Coffee Log, Year 2, Day 112

Hi.

Coffee: Cafe Pajaro Extra Dark Roast, Trader Joe’s Brand; I’ve had this batch of beans for a couple months; I’ve been drinking other stuff; this morning seemed like a nostalgic time, so I ground a batch to try again; it tasted more sour than I remember; nothing’s quite like your memories

I scared a small bird two times today. That’s a thing I’m good at – scaring small birds. I’ll describe it to you: first time, I open the sliding door in the morning to go out on the porch. Meanwhile, the bird’s been building its nest in the third floor overhang, so it hears me when the door opens. It stops building to flap all over the place, drops off the balcony, and hides on a nearby pine tree. The nest looks messy from all the commotion. Of course, there’s nothing I can do about that.
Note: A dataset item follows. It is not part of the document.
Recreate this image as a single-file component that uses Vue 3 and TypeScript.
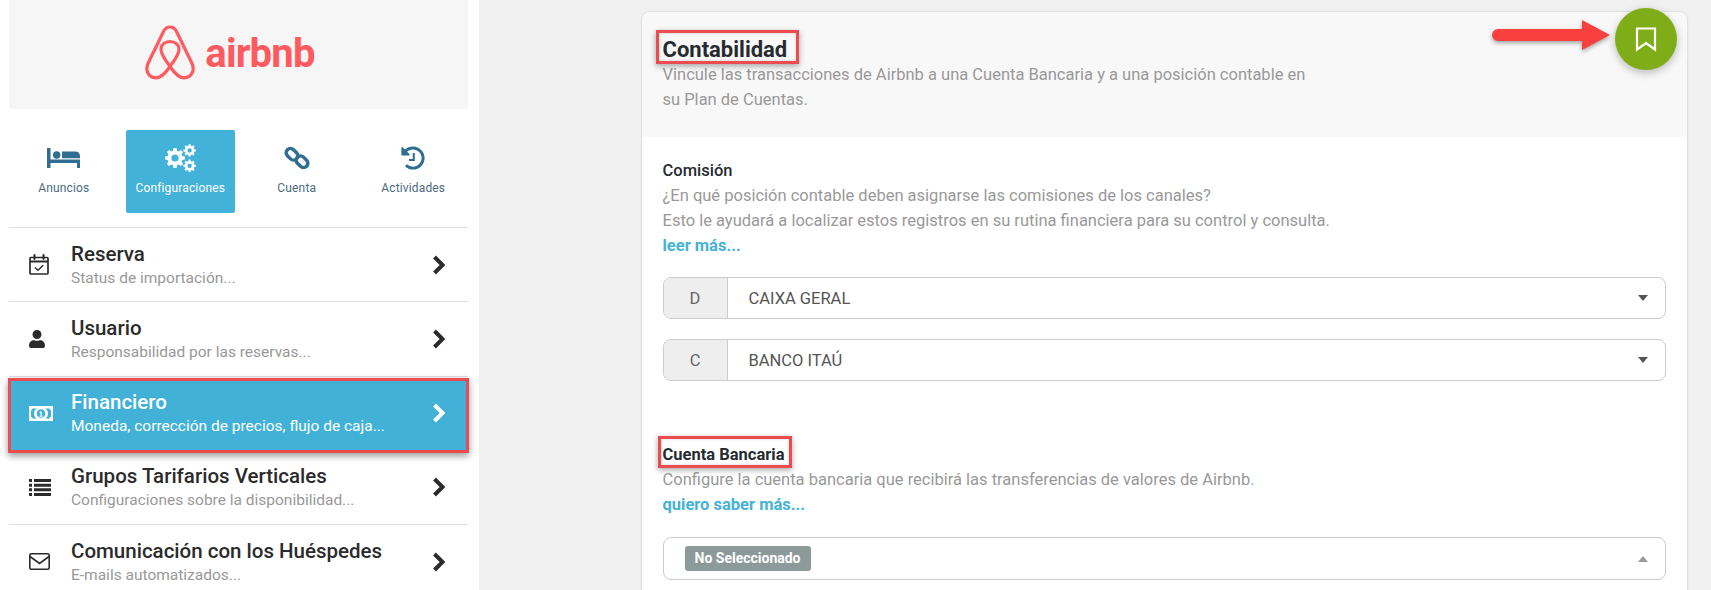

Second time is after I’ve been out there a while. I was reading. I was letting myself get sun. If all you do is sit inside all day, you don’t feel like you’ve accomplished anything. So instead, I sometimes sit outside all day, and this works wonders. Anyway, it was getting to be lunchtime and I’m hungry. I got up, stretched, walked over to the railing. I didn’t know it, but I was right below the house finch, who completely lost it. The bird flapped so hard I felt the pressure, it twitted and twaddled, then escaped the porch and went hiding in that same pine tree. A little later, some ravens came by and chased it away.

The point of all this is simple: if you’re a house finch, you’re going to build your nest near houses; that’s just what you do. And if you’re a 29 year old man with too much free time, chances are you’ll scare something, whether you’re meaning to or not.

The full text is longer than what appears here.